Sunday, December 03, 2006

New School Mambo


Downtown looked uptown in the New School’s day of Afro-Cuban programming, most explicitly in From Mambo to Hip Hop: a South Bronx Tale, a documentary which examined the impact of music on the borough which the Yankees call home. The film included some interesting interviews with Afro-Cuban jazz artists like Ray Barretto and co-producer Bobby Sanabria. Perhaps most striking were the clear visual similarities between mambo dancers like Tito Rodríguez and later Hip Hop dancers. While there may have been clear stylistic differences, the kinesthetic parallels were obvious.

Some things did seem to change. Returning to Paul Austerlitz’s history of the Machito band in Jazz Consciousness, he writes about Ernest Ensley, one of many mambo dancers who were then on the scene:

“Ensley’s life as a mambero was a true labor of love: he often danced after a full day’s work, returning home as late as 5:30 A.M., only to leave for work again as early as 8:00 or 9:00 A.M.!” (p. 86)

South Bronx Tale celebrates the all-night Hip-Hop parties that grew out of truce among Bronx gangs. Participants talked of partying all night, getting breakfast, and then partying all day. While that might be preferable to open gang warfare, it is essentially hedonism and has little in common with the example of Ensley.

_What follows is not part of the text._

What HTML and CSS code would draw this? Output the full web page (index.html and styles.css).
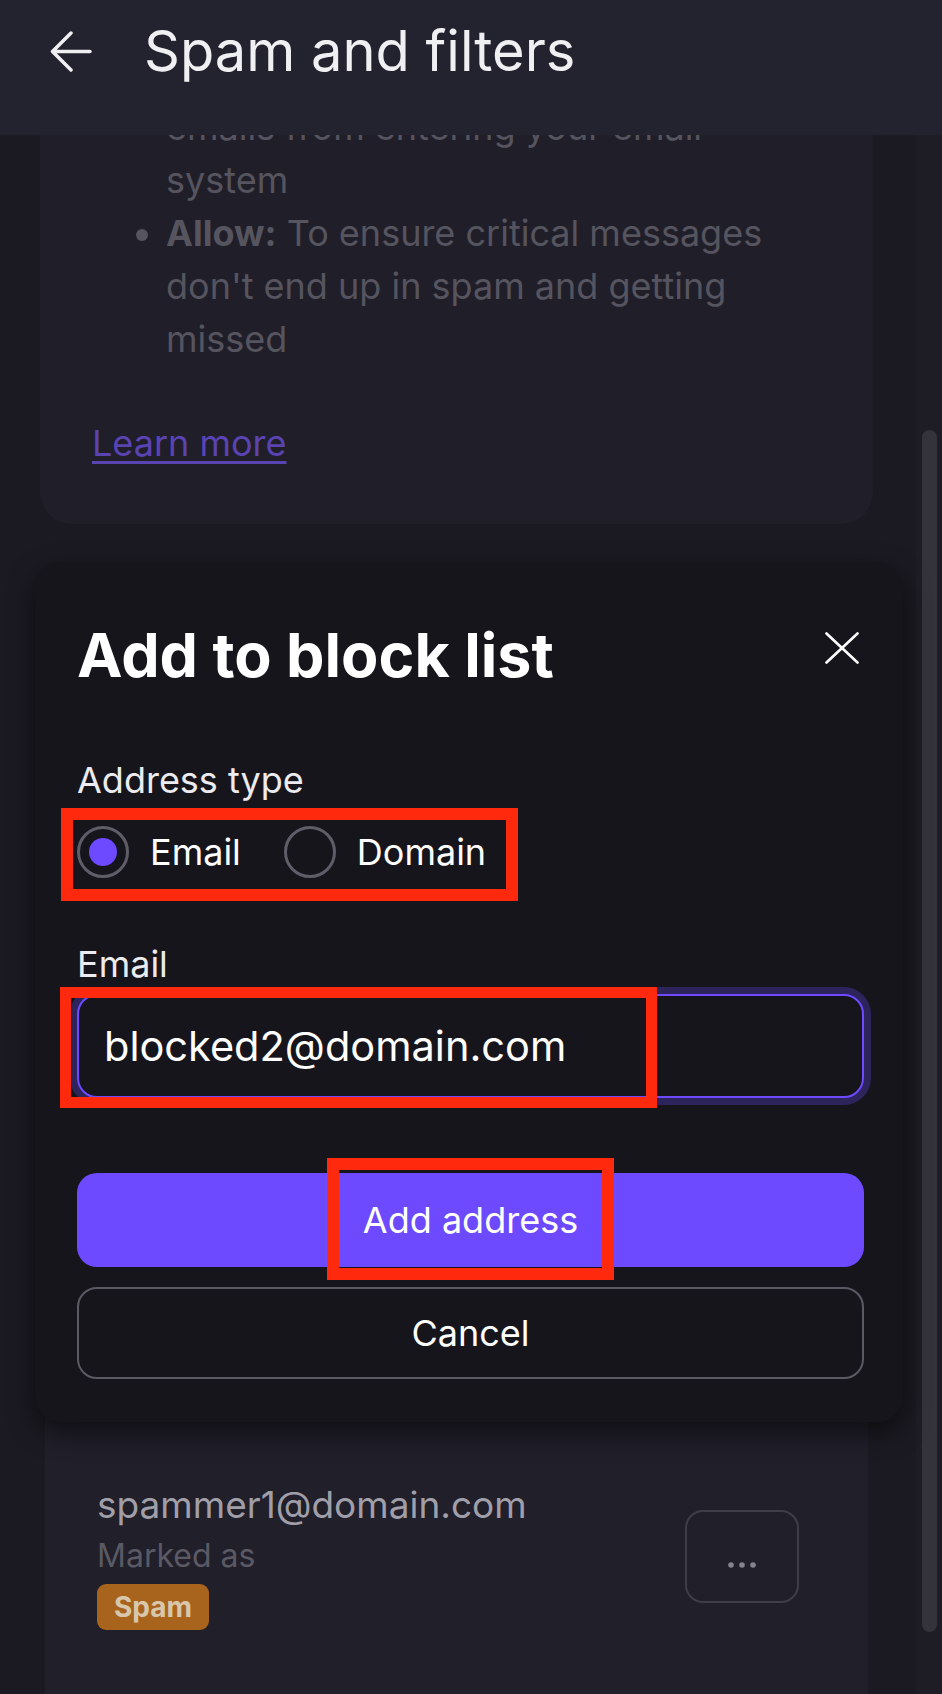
FILE: index.html
```html
<!DOCTYPE html>
<html lang="en">
<head>
<meta charset="utf-8">
<title>Spam and filters</title>
<link rel="stylesheet" href="styles.css">
</head>
<body>
<header class="topbar">
  <svg class="back" width="42" height="41" viewBox="0 0 42 41" aria-hidden="true">
    <path d="M40 20.5H3M21 2L2.5 20.5L21 39" fill="none" stroke="#f0f0f3" stroke-width="3.5" stroke-linecap="round" stroke-linejoin="round"/>
  </svg>
  <h1 class="title">Spam and filters</h1>
</header>

<div class="viewport">
  <main class="page">
    <section class="info-card">
      <ul class="info-list">
        <li class="cont">emails from entering your email<br>system</li>
        <li><b>Allow:</b> To ensure critical messages don't end up in spam and getting missed</li>
      </ul>
      <a class="learn" href="#">Learn more</a>
    </section>

    <section class="list-card">
      <div class="entry">
        <div class="entry-info">
          <div class="entry-addr">spammer1@domain.com</div>
          <div class="entry-meta">Marked as</div>
          <span class="badge">Spam</span>
        </div>
        <button class="more" type="button" aria-label="More">
          <svg width="30" height="8" viewBox="0 0 30 8"><circle cx="4" cy="4" r="2.8" fill="#85848d"/><circle cx="15" cy="4" r="2.8" fill="#85848d"/><circle cx="26" cy="4" r="2.8" fill="#85848d"/></svg>
        </button>
      </div>
    </section>
  </main>
  <div class="scrollbar"><div class="thumb"></div></div>
</div>

<div class="modal" role="dialog">
  <div class="modal-head">
    <h2 class="modal-title">Add to block list</h2>
    <svg class="close" width="34" height="32" viewBox="0 0 34 32" aria-hidden="true">
      <path d="M1.5 1.5L32.5 30.5M32.5 1.5L1.5 30.5" stroke="#ffffff" stroke-width="2.6" stroke-linecap="round"/>
    </svg>
  </div>
  <div class="field-label type-label">Address type</div>
  <div class="radios">
    <span class="radio checked"></span><span class="radio-text">Email</span>
    <span class="radio"></span><span class="radio-text">Domain</span>
  </div>
  <div class="field-label email-label">Email</div>
  <input class="text-input" type="email" value="blocked2@domain.com" readonly>
  <button class="btn primary" type="button">Add address</button>
  <button class="btn secondary" type="button">Cancel</button>

  <div class="mark mark-radios"></div>
  <div class="mark mark-input"></div>
  <div class="mark mark-add"></div>
</div>
</body>
</html>
```

FILE: styles.css
```css
html, body {
  margin: 0;
  padding: 0;
  width: 942px;
  height: 1694px;
  overflow: hidden;
  background: #1b1a22;
  font-family: Inter, "Noto Sans", sans-serif;
}

.topbar {
  height: 135px;
  background: #23222f;
  display: flex;
  align-items: flex-start;
  padding-left: 50px;
  box-sizing: border-box;
}

.back {
  margin-top: 31px;
  flex: none;
}

.title {
  margin: 16px 0 0 52px;
  font-size: 56px;
  line-height: 70px;
  font-weight: 400;
  color: #f0f0f3;
  letter-spacing: 0;
}

.viewport {
  position: relative;
  height: 1559px;
  overflow: hidden;
}

.page {
  margin-top: -74px;
  padding: 0 69px 0 40px;
}

.info-card {
  background: #201f29;
  border-radius: 32px;
  padding: 40px 52px 54px 52px;
  color: #55545f;
  font-size: 36px;
  line-height: 53px;
}

.info-list {
  margin: 0;
  padding-left: 74px;
  width: 655px;
}

.info-list .cont {
  list-style: none;
}

.info-list b {
  font-weight: 700;
}

.learn {
  display: inline-block;
  margin-top: 51px;
  color: #5a43b3;
  text-decoration: underline;
  text-decoration-thickness: 3px;
  text-underline-offset: 5px;
}

.list-card {
  margin: 876px 5px 0 5px;
  background: #201f2a;
  padding: 82px 69px 80px 52px;
}

.entry {
  display: flex;
  align-items: center;
  justify-content: space-between;
}

.entry-addr {
  font-size: 37px;
  line-height: 45px;
  color: #a09fa9;
}

.entry-meta {
  margin-top: 9px;
  font-size: 32px;
  line-height: 40px;
  color: #5a5964;
}

.badge {
  display: inline-block;
  margin-top: 8px;
  height: 46px;
  line-height: 46px;
  padding: 0 17px;
  border-radius: 9px;
  background: #a8631d;
  color: #d9c7ad;
  font-size: 28px;
  font-weight: 700;
}

.more {
  width: 114px;
  height: 93px;
  border: 2px solid #3f3e48;
  border-radius: 18px;
  background: transparent;
  display: flex;
  align-items: center;
  justify-content: center;
  padding: 18px 0 0 0;
}

.scrollbar {
  position: absolute;
  top: 0;
  right: 0;
  bottom: 0;
  width: 26px;
  background: #1e1d25;
}

.thumb {
  position: absolute;
  top: 295px;
  left: 6px;
  width: 15px;
  height: 1202px;
  border-radius: 8px;
  background: #34333c;
}

.modal {
  position: absolute;
  left: 35px;
  top: 562px;
  width: 868px;
  box-sizing: border-box;
  padding: 56px 39px 43px 42px;
  background: #16151c;
  border-radius: 26px;
  box-shadow: 0 10px 26px rgba(0, 0, 0, 0.55);
  display: flex;
  flex-direction: column;
  z-index: 3;
}

.modal-head {
  display: flex;
  justify-content: space-between;
  align-items: flex-start;
}

.modal-title {
  margin: 0;
  font-size: 61px;
  line-height: 74px;
  font-weight: 700;
  color: #ffffff;
  letter-spacing: 0;
}

.close {
  margin-top: 14px;
  margin-right: 5px;
}

.field-label {
  font-size: 36px;
  line-height: 44px;
  color: #ececf0;
}

.type-label {
  margin-top: 66px;
}

.radios {
  margin-top: 24px;
  display: flex;
  align-items: center;
  height: 52px;
}

.radio {
  width: 52px;
  height: 52px;
  box-sizing: border-box;
  border: 3px solid #5f5d68;
  border-radius: 50%;
  display: flex;
  align-items: center;
  justify-content: center;
  flex: none;
}

.radio.checked::after {
  content: "";
  width: 28px;
  height: 28px;
  border-radius: 50%;
  background: #6d4aff;
}

.radio-text {
  margin-left: 21px;
  margin-right: 43px;
  font-size: 36px;
  line-height: 44px;
  color: #ffffff;
}

.email-label {
  margin-top: 64px;
}

.text-input {
  margin-top: 8px;
  height: 104px;
  box-sizing: border-box;
  border: 2px solid #6d4aff;
  border-radius: 20px;
  box-shadow: 0 0 0 7px rgba(109, 74, 255, 0.28);
  background: #16151c;
  color: #ffffff;
  font-family: Inter, "Noto Sans", sans-serif;
  font-size: 41.5px;
  padding: 0 0 0 25px;
  outline: none;
  width: 100%;
}

.btn {
  width: 100%;
  box-sizing: border-box;
  border-radius: 20px;
  font-family: Inter, "Noto Sans", sans-serif;
  font-size: 36px;
  color: #ffffff;
  display: flex;
  align-items: center;
  justify-content: center;
  padding: 0;
}

.primary {
  margin-top: 75px;
  height: 94px;
  border: none;
  background: #6d4aff;
}

.secondary {
  margin-top: 20px;
  height: 92px;
  border: 2px solid #5b5a64;
  background: transparent;
}

.mark {
  position: absolute;
  box-sizing: border-box;
  border: 12px solid #ff2a0d;
  pointer-events: none;
}

.mark-radios {
  left: 26px;
  top: 246px;
  width: 457px;
  height: 93px;
}

.mark-input {
  left: 25px;
  top: 425px;
  width: 597px;
  height: 121px;
  border-width: 11px;
}

.mark-add {
  left: 292px;
  top: 596px;
  width: 287px;
  height: 122px;
}
```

South Bronx Tale does discuss the hits the borough has taken, correctly identifying drugs, gangs, and the South Bronx Expressway, which Robert Moses rammed through the Bronx without regard to the destructive impact on formerly middle class residential communities. I would add the Bronx also suffered under feckless Beame and Dinkins administrations, whose sad records on crime and economic development led normally Democratic New Yorkers to elect Giuliani in 2001. (Koch gets a marginal pass.)

The Q&A afterwards was the usual mixed bag. Reagan left office in 1989, but many in the audience felt compelled to blame his “budget cuts” for the current state of music education. There is no point in explaining to them education in America is almost entirely founded at the state and local level, largely through property taxes. They were simply repeating an article of faith amongst New York liberals.

The concert ended the programming on a high note. New School often puts on shows with students playing with well-known faculty members that are always worth seeing. Some students I have seen play at the New School now have CDs out. The current New School Afro-Cuban Jazz Orchestra under the direction of Sanabria is upholding the tradition nicely.

Special guest artist Sonny Fortune brought soul to “Since I fell for You,” segueing into a beautiful “Stormy Weather.” There were plenty of good workouts, like Tito Puente’s “Ran Kan Kan,” featuring Kaitlin Miller on trumpet (who seemed to have the largest cheering section in attendance). New tunes “D Train” and “El Arche de Sanabria en Moderacion” proved that Afro-Cuban jazz is alive and well. Fortune with MasahiroYamamoto on Soprano created waves of sound on the finale “Manteca” that amazed the audience.

All the students acquitted themselves well, with distinctive solos turned in by Yamamoto on alto, Jeremy Viner on tenor, Andrew Carrico on baritone, Miller and Justin Davis in a great trumpet section, and Cristian Rivera on Congas. As usual, the music had more to say than the talking.